The other thing is, and finally, we talked about thee values cards, exercise. That is something that I would encourage you guys to do with those that you lead because ultimately what you want to do is make sure that you are leading them appropriately to the values. For example, and I’ll close with this example. At the John Maxwell company we do this, John says we’re going to live out leadership, we’re gonna, we’re gonna grow together as a team, and so we do the Five Levels of values cards exercise. One of our team members has a value that is balance, right?

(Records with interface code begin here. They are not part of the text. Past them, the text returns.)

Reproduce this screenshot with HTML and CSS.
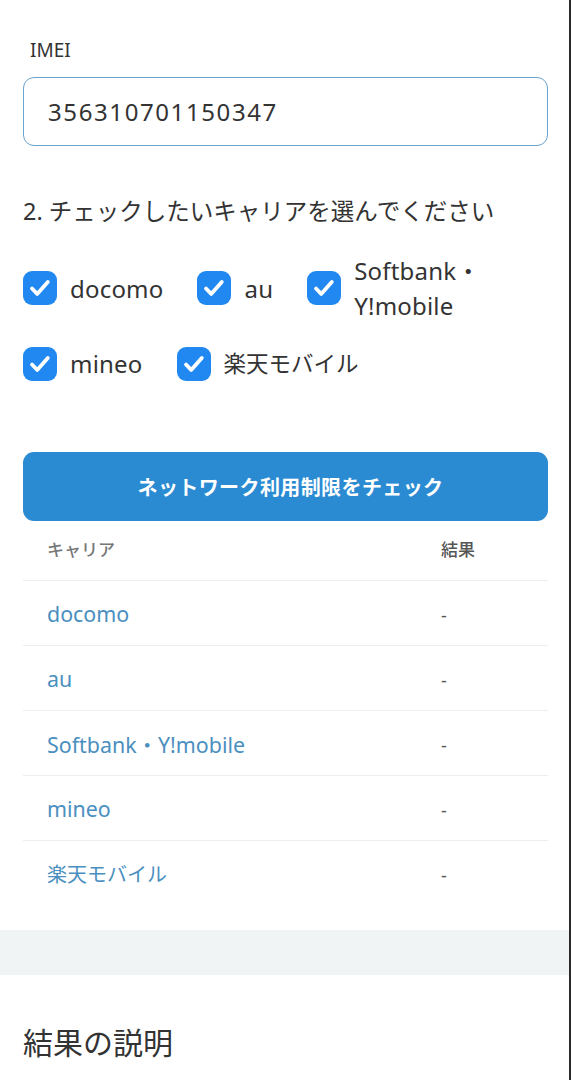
FILE: index.html
```html
<!DOCTYPE html>
<html lang="ja">
<head>
<meta charset="utf-8">
<title>ネットワーク利用制限チェック</title>
<link rel="stylesheet" href="styles.css">
</head>
<body>
<div class="page">
  <div class="content">
    <label class="field-label" for="imei">IMEI</label>
    <div class="input-box" id="imei">356310701150347</div>

    <h2 class="step">2. チェックしたいキャリアを選んでください</h2>

    <div class="carriers">
      <label class="cb"><svg class="box" viewBox="0 0 34 34"><rect width="34" height="34" rx="9" fill="#2088f0"/><path d="M9 17.5l5.2 5.4 10.6-12" fill="none" stroke="#fff" stroke-width="3.8" stroke-linecap="round" stroke-linejoin="round"/></svg><span class="cb-text lt">docomo</span></label>
      <label class="cb"><svg class="box" viewBox="0 0 34 34"><rect width="34" height="34" rx="9" fill="#2088f0"/><path d="M9 17.5l5.2 5.4 10.6-12" fill="none" stroke="#fff" stroke-width="3.8" stroke-linecap="round" stroke-linejoin="round"/></svg><span class="cb-text lt">au</span></label>
      <label class="cb cb-wide"><svg class="box" viewBox="0 0 34 34"><rect width="34" height="34" rx="9" fill="#2088f0"/><path d="M9 17.5l5.2 5.4 10.6-12" fill="none" stroke="#fff" stroke-width="3.8" stroke-linecap="round" stroke-linejoin="round"/></svg><span class="cb-text lt">Softbank・<wbr>Y!mobile</span></label>
      <label class="cb"><svg class="box" viewBox="0 0 34 34"><rect width="34" height="34" rx="9" fill="#2088f0"/><path d="M9 17.5l5.2 5.4 10.6-12" fill="none" stroke="#fff" stroke-width="3.8" stroke-linecap="round" stroke-linejoin="round"/></svg><span class="cb-text lt">mineo</span></label>
      <label class="cb"><svg class="box" viewBox="0 0 34 34"><rect width="34" height="34" rx="9" fill="#2088f0"/><path d="M9 17.5l5.2 5.4 10.6-12" fill="none" stroke="#fff" stroke-width="3.8" stroke-linecap="round" stroke-linejoin="round"/></svg><span class="cb-text">楽天モバイル</span></label>
    </div>

    <button class="check-btn" type="button">ネットワーク利用制限をチェック</button>

    <div class="result-table">
      <div class="row head"><div class="c1">キャリア</div><div class="c2">結果</div></div>
      <div class="row"><div class="c1 link lt">docomo</div><div class="c2">-</div></div>
      <div class="row"><div class="c1 link lt">au</div><div class="c2">-</div></div>
      <div class="row"><div class="c1 link lt">Softbank・Y!mobile</div><div class="c2">-</div></div>
      <div class="row"><div class="c1 link lt">mineo</div><div class="c2">-</div></div>
      <div class="row last"><div class="c1 link">楽天モバイル</div><div class="c2">-</div></div>
    </div>
  </div>

  <div class="band"></div>

  <div class="content">
    <h2 class="section-title">結果の説明</h2>
  </div>
</div>
</body>
</html>
```
FILE: styles.css
```css
* { box-sizing: border-box; }
html, body {
  margin: 0;
  padding: 0;
  background: #fff;
}
body {
  font-family: "Noto Sans", "Noto Sans CJK JP", sans-serif;
  color: #333;
}
.page {
  width: 571px;
  min-height: 1080px;
  border-right: 2px solid #2a2a2a;
  overflow: hidden;
}
.content {
  padding: 0 21px 0 23px;
}
.content:first-child {
  padding-top: 37px;
}
.field-label {
  display: block;
  font-size: 19px;
  line-height: 26px;
  color: #333;
  padding-left: 7px;
  margin-bottom: 14px;
}
.input-box {
  height: 69px;
  border: 1.5px solid #6aa3cc;
  border-radius: 11px;
  padding-left: 24px;
  display: flex;
  align-items: center;
  font-size: 24px;
  color: #333;
  letter-spacing: 1.6px;
}
.step {
  margin: 49px 0 0;
  font-size: 23.5px;
  font-weight: 400;
  line-height: 32px;
  color: #333;
}
.carriers {
  margin-top: 26px;
  display: flex;
  flex-wrap: wrap;
  align-items: center;
  column-gap: 34px;
  row-gap: 23px;
  width: 500px;
}
.cb {
  display: flex;
  align-items: center;
  gap: 13px;
  font-size: 22.5px;
  line-height: 35px;
  color: #333;
}
.cb .lt {
  font-size: 24px;
  letter-spacing: 0.2px;
}
.cb .box {
  width: 34px;
  height: 34px;
  flex: none;
}
.cb-wide {
  width: 175px;
}
.cb-wide .cb-text {
  width: 128px;
}
.check-btn {
  display: block;
  width: 100%;
  height: 69px;
  margin-top: 71px;
  border: 0;
  border-radius: 11px;
  background: #2a8bd3;
  color: #fff;
  font-family: "Noto Sans CJK JP", sans-serif;
  font-size: 20px;
  font-weight: 700;
  letter-spacing: 0.02em;
  padding: 0 0 0 10px;
}
.row {
  display: grid;
  grid-template-columns: 418px 1fr;
  align-items: center;
  height: 65px;
  border-bottom: 1.5px solid #eeeeee;
  font-size: 20px;
}
.row .lt {
  font-size: 21.4px;
}
.row.head {
  height: 60px;
  font-size: 17px;
  color: #777;
  font-weight: 500;
  padding-bottom: 4px;
}
.row.last {
  border-bottom: 0;
}
.c1 {
  padding-left: 24px;
}
.link {
  color: #4b8fc0;
}
.c2 {
  color: #555;
}
.row:not(.head) .c2 {
  font-size: 18px;
  padding-top: 3px;
}
.band {
  margin-top: 24px;
  height: 45px;
  background: #f0f4f5;
}
.section-title {
  margin: 48px 0 0;
  font-size: 30px;
  font-weight: 400;
  line-height: 40px;
  color: #333;
}
```
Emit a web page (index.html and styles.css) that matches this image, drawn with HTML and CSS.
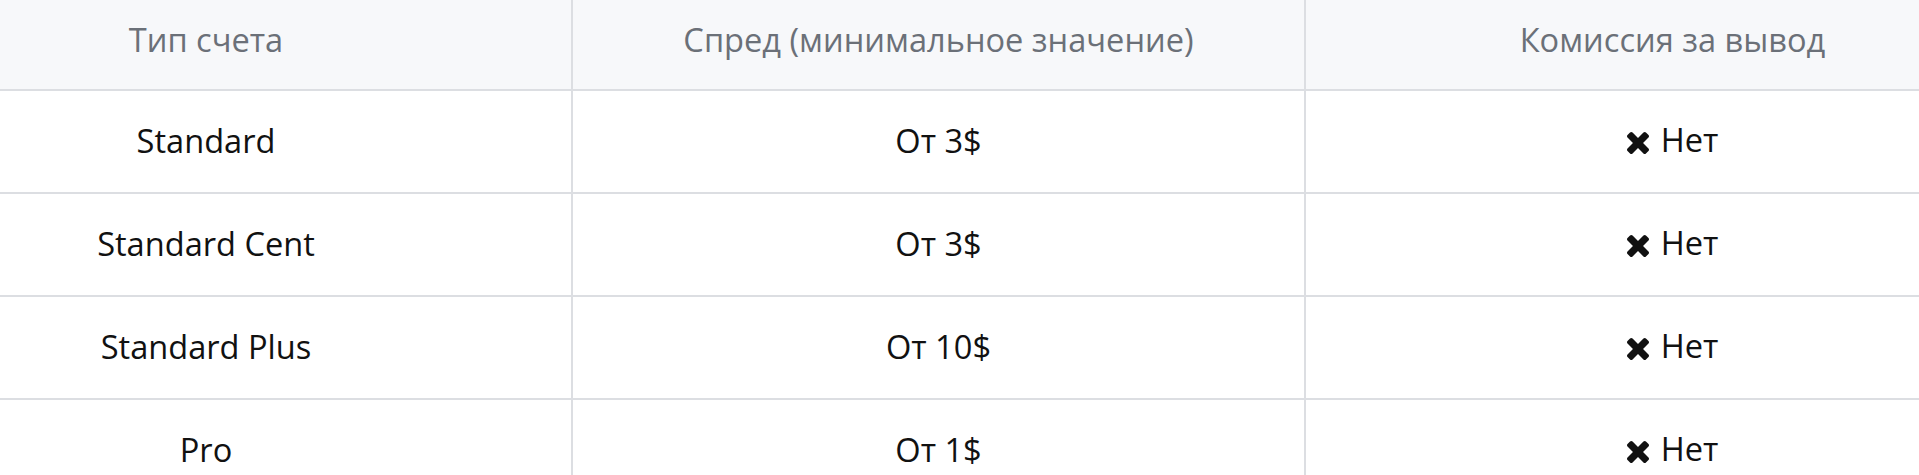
FILE: index.html
```html
<!DOCTYPE html>
<html lang="ru">
<head>
<meta charset="utf-8">
<title>Типы счетов</title>
<link rel="stylesheet" href="styles.css">
</head>
<body>
<div class="scroller">
  <table class="accounts">
    <colgroup>
      <col class="c1">
      <col class="c2">
      <col class="c3">
    </colgroup>
    <thead>
      <tr>
        <th>Тип счета</th>
        <th>Спред (минимальное значение)</th>
        <th>Комиссия за вывод</th>
      </tr>
    </thead>
    <tbody>
      <tr>
        <td>Standard</td>
        <td>От 3$</td>
        <td><span class="no"><svg class="x" viewBox="110 366 1188 1188" aria-hidden="true"><path d="M1298 1322q0 40-28 68l-136 136q-28 28-68 28t-68-28l-294-294-294 294q-28 28-68 28t-68-28l-136-136q-28-28-28-68t28-68l294-294-294-294q-28-28-28-68t28-68l136-136q28-28 68-28t68 28l294 294 294-294q28-28 68-28t68 28l136 136q28 28 28 68t-28 68l-294 294 294 294q28 28 28 68z"/></svg>Нет</span></td>
      </tr>
      <tr>
        <td>Standard Cent</td>
        <td>От 3$</td>
        <td><span class="no"><svg class="x" viewBox="110 366 1188 1188" aria-hidden="true"><path d="M1298 1322q0 40-28 68l-136 136q-28 28-68 28t-68-28l-294-294-294 294q-28 28-68 28t-68-28l-136-136q-28-28-28-68t28-68l294-294-294-294q-28-28-28-68t28-68l136-136q28-28 68-28t68 28l294 294 294-294q28-28 68-28t68 28l136 136q28 28 28 68t-28 68l-294 294 294 294q28 28 28 68z"/></svg>Нет</span></td>
      </tr>
      <tr>
        <td>Standard Plus</td>
        <td>От 10$</td>
        <td><span class="no"><svg class="x" viewBox="110 366 1188 1188" aria-hidden="true"><path d="M1298 1322q0 40-28 68l-136 136q-28 28-68 28t-68-28l-294-294-294 294q-28 28-68 28t-68-28l-136-136q-28-28-28-68t28-68l294-294-294-294q-28-28-28-68t28-68l136-136q28-28 68-28t68 28l294 294 294-294q28-28 68-28t68 28l136 136q28 28 28 68t-28 68l-294 294 294 294q28 28 28 68z"/></svg>Нет</span></td>
      </tr>
      <tr>
        <td>Pro</td>
        <td>От 1$</td>
        <td><span class="no"><svg class="x" viewBox="110 366 1188 1188" aria-hidden="true"><path d="M1298 1322q0 40-28 68l-136 136q-28 28-68 28t-68-28l-294-294-294 294q-28 28-68 28t-68-28l-136-136q-28-28-28-68t28-68l294-294-294-294q-28-28-28-68t28-68l136-136q28-28 68-28t68 28l294 294 294-294q28-28 68-28t68 28l136 136q28 28 28 68t-28 68l-294 294 294 294q28 28 28 68z"/></svg>Нет</span></td>
      </tr>
    </tbody>
  </table>
</div>
</body>
</html>
```

FILE: styles.css
```css
html, body {
  margin: 0;
  padding: 0;
  background: #ffffff;
  overflow: hidden;
}

body {
  font-family: "Open Sans", "Liberation Sans", sans-serif;
  font-size: 32.6px;
  color: #111111;
}

.scroller {
  width: 100%;
  overflow: hidden;
}

.accounts {
  margin-left: -159px;
  width: 2200px;
  table-layout: fixed;
  border-collapse: separate;
  border-spacing: 0;
}

.c1 { width: 732px; }
.c2 { width: 733px; }
.c3 { width: 735px; }

.accounts th,
.accounts td {
  padding: 0;
  text-align: center;
  vertical-align: middle;
  line-height: 1.5;
  border-right: 2px solid #dcdee2;
  border-bottom: 2px solid #dcdee2;
}

.accounts th {
  height: 80px;
  padding-bottom: 9px;
  background: #f7f8fa;
  color: #6b7078;
  font-weight: 400;
}

.accounts td {
  height: 101px;
  color: #111111;
}

.no {
  display: inline-flex;
  align-items: center;
  gap: 12px;
}

.x {
  width: 22px;
  height: 22px;
  fill: #111111;
  margin-top: 4px;
}
```
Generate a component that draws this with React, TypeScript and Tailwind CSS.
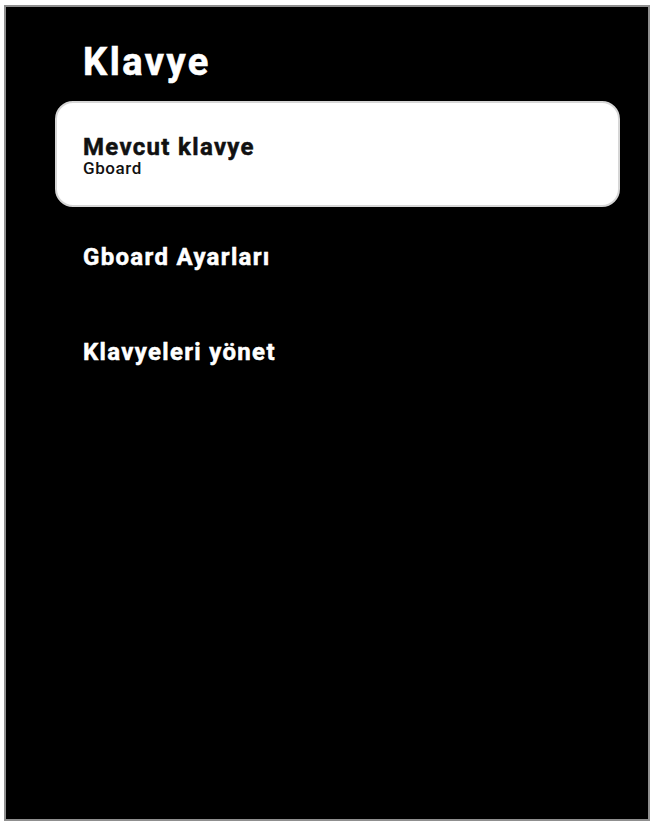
const items = ["Gboard Ayarları", "Klavyeleri yönet"];

export default function App() {
  return (
    <div className="h-[821px] w-[650px] bg-white pl-[4px] pt-[5px] font-['Roboto',sans-serif]">
      <div className="h-[816px] w-[646px] border-2 border-[#8f8f8f] bg-black">
        <h1 className="ml-[77px] mt-[36px] text-[38px] font-bold leading-none tracking-[0.065em] text-white [-webkit-text-stroke:0.6px_currentColor]">
          Klavye
        </h1>
        <div className="ml-[49px] mt-[20px] w-[565px] rounded-[18px] border-2 border-[#d6d6d6] bg-white pb-[28px] pl-[26px] pt-[32px]">
          <div className="text-[24px] font-bold leading-none tracking-[0.055em] text-[#111] [-webkit-text-stroke:0.5px_currentColor]">
            Mevcut klavye
          </div>
          <div className="mt-[1px] text-[17px] font-medium leading-none tracking-[0.035em] text-[#111]">
            Gboard
          </div>
        </div>
        <ul className="ml-[77px] mt-[38px] flex flex-col gap-[71px]">
          {items.map((t) => (
            <li
              key={t}
              className="text-[24px] font-bold leading-none tracking-[0.055em] text-white [-webkit-text-stroke:0.5px_currentColor]"
            >
              {t}
            </li>
          ))}
        </ul>
      </div>
    </div>
  );
}
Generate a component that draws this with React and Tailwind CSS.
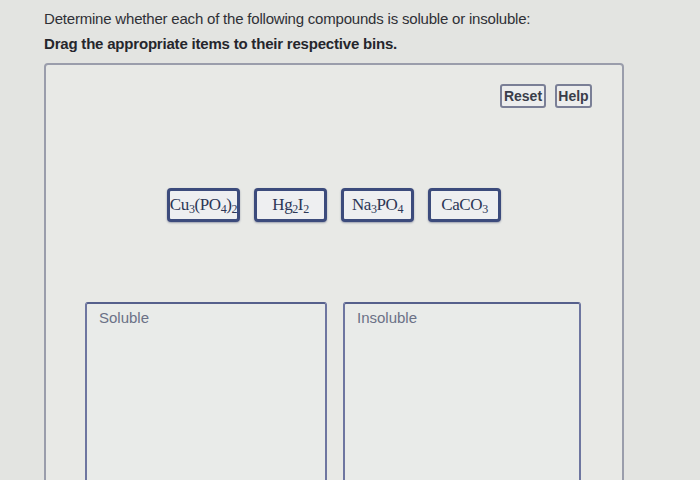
import React from 'react';

const chips = [
  <>Cu<sub>3</sub>(PO<sub>4</sub>)<sub>2</sub></>,
  <>Hg<sub>2</sub>I<sub>2</sub></>,
  <>Na<sub>3</sub>PO<sub>4</sub></>,
  <>CaCO<sub>3</sub></>,
];

const App = () => {
  return (
    <div className="h-[480px] w-[700px] overflow-hidden bg-[#e3e4e1] font-['Liberation_Sans',Arial,sans-serif]">
      <div className="pl-[44px] pt-[9px]">
        <p className="text-[15px] leading-[20px] tracking-[-0.2px] text-[#2f3036]">
          Determine whether each of the following compounds is soluble or insoluble:
        </p>
        <p className="mt-[5px] text-[15px] font-bold leading-[20px] tracking-[-0.2px] text-[#25262c]">
          Drag the appropriate items to their respective bins.
        </p>

        <div className="mt-[9px] h-[440px] w-[580px] rounded-[4px] border-2 border-[#9a9dab] bg-[#e8e9e6]">
          <div className="flex justify-end gap-[9px] pr-[30px] pt-[19px]">
            <button className="h-[24px] w-[46px] rounded-[3px] border-2 border-[#7a7f96] bg-[#eceded] text-[14px] font-bold text-[#3a3d4a]">
              Reset
            </button>
            <button className="h-[24px] w-[37px] rounded-[3px] border-2 border-[#7a7f96] bg-[#eceded] text-[14px] font-bold text-[#3a3d4a]">
              Help
            </button>
          </div>

          <div className="mt-[80px] flex justify-center gap-[14px]">
            {chips.map((c, i) => (
              <div
                key={i}
                className="flex h-[34px] w-[73px] items-center justify-center rounded-[4px] border-[3px] border-[#3c4b7c] bg-[#eeeff1] font-['Liberation_Serif','Times_New_Roman',serif] text-[17px] tracking-[-0.4px] text-[#2c3656] shadow-[0_1px_2px_rgba(40,50,90,0.4)] [&_sub]:text-[12px]"
              >
                <span>{c}</span>
              </div>
            ))}
          </div>

          <div className="mt-[80px] flex justify-center gap-[16px] pr-[2px]">
            <div className="h-[200px] w-[242px] rounded-t-[3px] border-2 border-[#6e76a0] border-t-[#56608c] bg-[#e9ebe9] px-[12px] pt-[3px] text-[15px] text-[#6b7186]">
              Soluble
            </div>
            <div className="h-[200px] w-[238px] rounded-t-[3px] border-2 border-[#6e76a0] border-t-[#56608c] bg-[#e9ebe9] px-[12px] pt-[3px] text-[15px] text-[#6b7186]">
              Insoluble
            </div>
          </div>
        </div>
      </div>
    </div>
  );
};

export default App;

And I was at the office the other day getting ready for a trip and it was pretty late and I walked by and I see that her lights were on and I know that one of her top five values is balance. So I walk in there and I’d walk in and go, “Hey, I see one of your values is balance. What are you still doing here?” Like go home. No, I started a conversation of what are you working on? Why are you still here? Because by the way, in addition to balance was family and I was like, what can I help you with? Why are you still here? So we get in those conversations and I promise you she didn’t say this, but I promise you, she walked down and said, wow, that leader cares about the fact that I’m probably a little unbalanced. I’m probably here and I’m not with my family. And when you begin to have conversations like that and you capture their heart before you ask for their hand, your level of influence will grow tremendously.